The good thing about cheaper DVDs flooding the market is that one no longer has to think twice before picking up a film. My recent acquisitions include Raj Kapoor’s Prem Rog, Raj Sippy’s kidnapping caper Inkaar, Gulzar’s Khushboo and a few others just for a song. None of the above films are masterpieces from any angle. They just recreate another kind of filmmaking which is almost extinct today. Intimate, emotive and stamped with a certain directorial conviction for better or for worse.

Prem Rog is hugely flawed with its vulgar comedy track involving a middle aged groom and a teenaged bride, its rather ambiguous take on astrology and whether a widow who has beautiful hair will invite violation, the unbearably melodramatic portions where a young widow and her suitor are about to be burnt alive in public but it also has these staggeringly moving moments invested with  Raj Kapoor’s belief in the all-transforming power of love. Moments that you watch, transfixed. Like that scene where Rishi Kapoor’s Dev wants the widowed Manu (Padmini Kolhapure) to have a meal with him at his home and she says, “Tum bahut zabardasti karne lage ho.” And he recalls her as she once was. A spirited, spunky young girl and says, “Tumne jo karni chhod di.” He has to be stubborn now because she has forgotten how to be wilful.

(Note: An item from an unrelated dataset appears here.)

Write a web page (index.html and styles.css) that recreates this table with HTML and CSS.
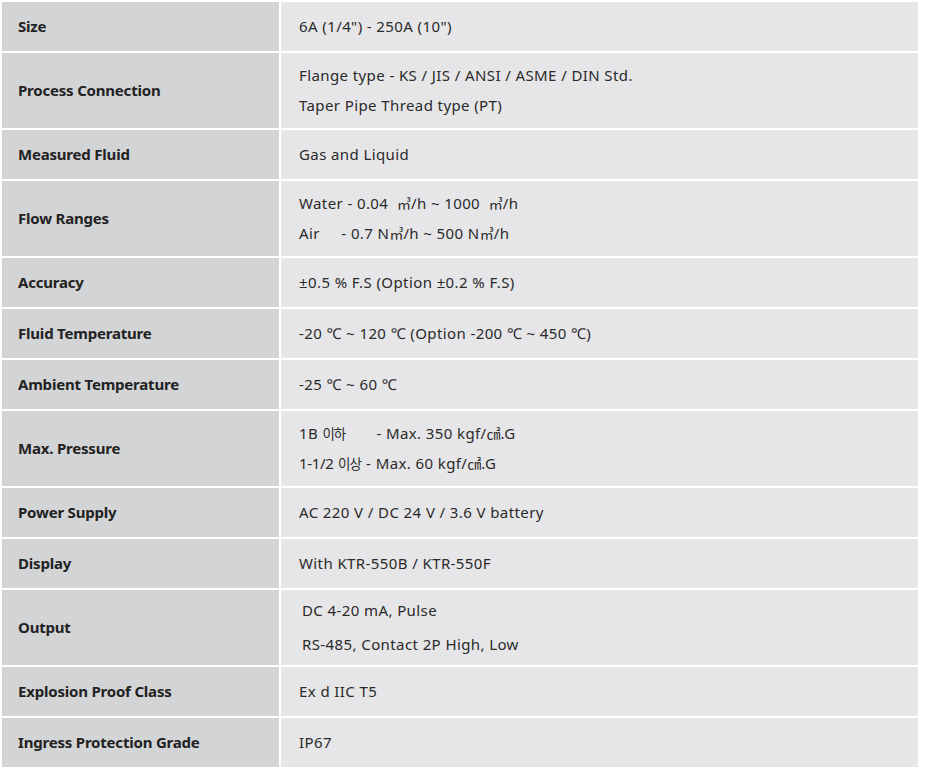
FILE: index.html
```html
<!DOCTYPE html>
<html lang="ko">
<head>
<meta charset="utf-8">
<title>Specification</title>
<link rel="stylesheet" href="styles.css">
</head>
<body>
<table class="spec">
  <tbody>
    <tr class="one"><th>Size</th><td>6A (1/4") - 250A (10")</td></tr>
    <tr class="two"><th>Process Connection</th><td><div class="ln">Flange type - KS / JIS / ANSI / ASME / DIN Std.</div><div class="ln">Taper Pipe Thread type (PT)</div></td></tr>
    <tr class="one"><th>Measured Fluid</th><td>Gas and Liquid</td></tr>
    <tr class="two"><th>Flow Ranges</th><td><div class="ln">Water - 0.04 &nbsp;<span class="unit">㎥</span>/h ~ 1000 &nbsp;<span class="unit">㎥</span>/h</div><div class="ln">Air &nbsp;&nbsp;&nbsp;&nbsp;- 0.7 N<span class="unit">㎥</span>/h ~ 500 N<span class="unit">㎥</span>/h</div></td></tr>
    <tr class="one"><th>Accuracy</th><td>±0.5 % F.S (Option ±0.2 % F.S)</td></tr>
    <tr class="one"><th>Fluid Temperature</th><td>-20 ℃ ~ 120 ℃ (Option -200 ℃ ~ 450 ℃)</td></tr>
    <tr class="one"><th>Ambient Temperature</th><td>-25 ℃ ~ 60 ℃</td></tr>
    <tr class="two"><th>Max. Pressure</th><td><div class="ln">1B <span class="ko">이하</span> &nbsp;&nbsp;&nbsp;&nbsp;&nbsp;&nbsp;- Max. 350 kgf/<span class="unit">㎠</span>.G</div><div class="ln"><span class="tight">1-1/2</span> <span class="ko">이상</span> - Max. 60 kgf/<span class="unit">㎠</span>.G</div></td></tr>
    <tr class="one"><th>Power Supply</th><td>AC 220 V / DC 24 V / 3.6 V battery</td></tr>
    <tr class="one"><th>Display</th><td>With KTR-550B / KTR-550F</td></tr>
    <tr class="two"><th>Output</th><td class="out"><p class="par">DC 4-20 mA, Pulse</p><p class="par">RS-485, Contact 2P High, Low</p></td></tr>
    <tr class="one"><th>Explosion Proof Class</th><td>Ex d IIC T5</td></tr>
    <tr class="one"><th>Ingress Protection Grade</th><td>IP67</td></tr>
  </tbody>
</table>
</body>
</html>
```

FILE: styles.css
```css
html, body {
  margin: 0;
  padding: 0;
  background: #ffffff;
}

body {
  font-family: "Noto Sans", "Noto Sans CJK KR", sans-serif;
  font-size: 15px;
  color: #2a2a2a;
}

.spec {
  border-collapse: separate;
  border-spacing: 2px;
  width: 920px;
}

.spec th,
.spec td {
  padding: 0 0 2px 0;
  vertical-align: middle;
  text-align: left;
}

.spec th {
  width: 261px;
  padding-left: 16px;
  background: #d3d4d6;
  font-weight: 700;
  letter-spacing: -0.2px;
  color: #222222;
}

.spec td {
  padding-left: 18px;
  background: #e6e6e8;
  font-weight: 400;
  letter-spacing: 0.4px;
}

.one th, .one td { height: 47px; }
.two th, .two td { height: 73px; }

.ln {
  line-height: 30px;
}

.ko {
  font-family: "Noto Sans CJK KR", sans-serif;
  font-size: 13.5px;
  letter-spacing: -1px;
  margin-right: 1px;
}

.tight {
  letter-spacing: -0.3px;
}

.unit {
  font-family: "Noto Sans CJK KR", sans-serif;
  font-size: 14px;
  letter-spacing: 0;
}

.spec td.out {
  padding-left: 21px;
}

.par {
  margin: 0;
  line-height: 34px;
}
```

My favourite scene in the film and which for me is worth the price of my  DVD, is where the patriarch Thakur of a Rajput family (An imperious Shammi Kapoor) offers his widowed niece to her lover Dev (Rishi Kapoor), not in marriage but for elopement. Marriage of a widow, he tells Dev, is not a possibility in a Rajput household but yes, if she elopes, she will be first cursed, berated and then forgotten. The haveli in which this conversation is taking place, is bathed in candle light because there is a power cut and Dev locks eyes with the old man and tells him, “Ye to dharmyuddh hai…issme samjhauta nahin hoga. Ya to poori tarah haar hogi  ya poori tarah jeet.’’ Which when roughly translates means, “This is a war of faith…and it will be fought without compromises. Either I will win completely or lose completely.’’

And just then, a few dozen chandeliers burst into blazing glory overhead. Dev smiles and says, “Ab ijazat dijiye (I take your leave. Now.) and walks away. Rishi Kapoor was marvelously low-key in an otherwise overwrought film and in scene after scene he proved to you with gentle passion just how greatly under-rated  an actor he really was. His unspoken farewell in the first half of the film to his childhood love during her wedding is a text-book moment for actors who for the life of them cannot convey tenderness without killing it with too little or too much emphasis.

Inkaar, ofcourse till date, retains its charm as a slick and intelligent account of a child’s kidnapping and his recovery by a team of CBI officers led by  the charismatic Vinod Khanna. How the team traces the crime with the help of little clues like the stamp of a laundry on a piece of cloth recovered at the scene of crime made us all want to believe that the days of “Police ne tumhe chaaron taraf se gher liya hai,” were well and truly over in Hindi films.

Gulzar’s Khushboo had that rare quality. A mellow serenity, a sense of time far removed from the frenzied film-making of today. Khushboo was based on a Sarat Chandra story which inevitably meant that it was about a woman who nurtures a childhood passion for a man against all odds, loves him to the point of self-negation like Paro in Devdas and the wistful grief of the abandoned bride in Parineeta and yet has self-respect that won’t brook violation in any form.

This was one of Hema Malini’s best performances. She was able to convey so much introverted passion so convincingly in films like Khushboo, Palkon Ki Chaoon Mein and Meera because perhaps her own life ran parallel to the unrequited love in these stories. She was never really the only woman in the life of the man she gave up the world for and in films like these, you felt that pain coming right through. Her Kusum in Khushboo waits all her life for the man she was betrothed to as a child but she refuses to marry him when his mother conveys to her, more pity than affection. “I am not someone they can reject or accept at will,’’ she fumes.

When the man (a subdued Jeetendra) asks her in the end what is it that he lacks that she won’t accept him, she says, “Aap main adhikaar ki kami hai.”

“You lack something. It is the knowledge that you have as much right upon me as I have on you. Why don’t you break my stubbornness with your authority…why don’t you hold my hand and take me away?’’

Aah, the fragrance of nostalgia. Of  slow burning love. There is nothing quite like it.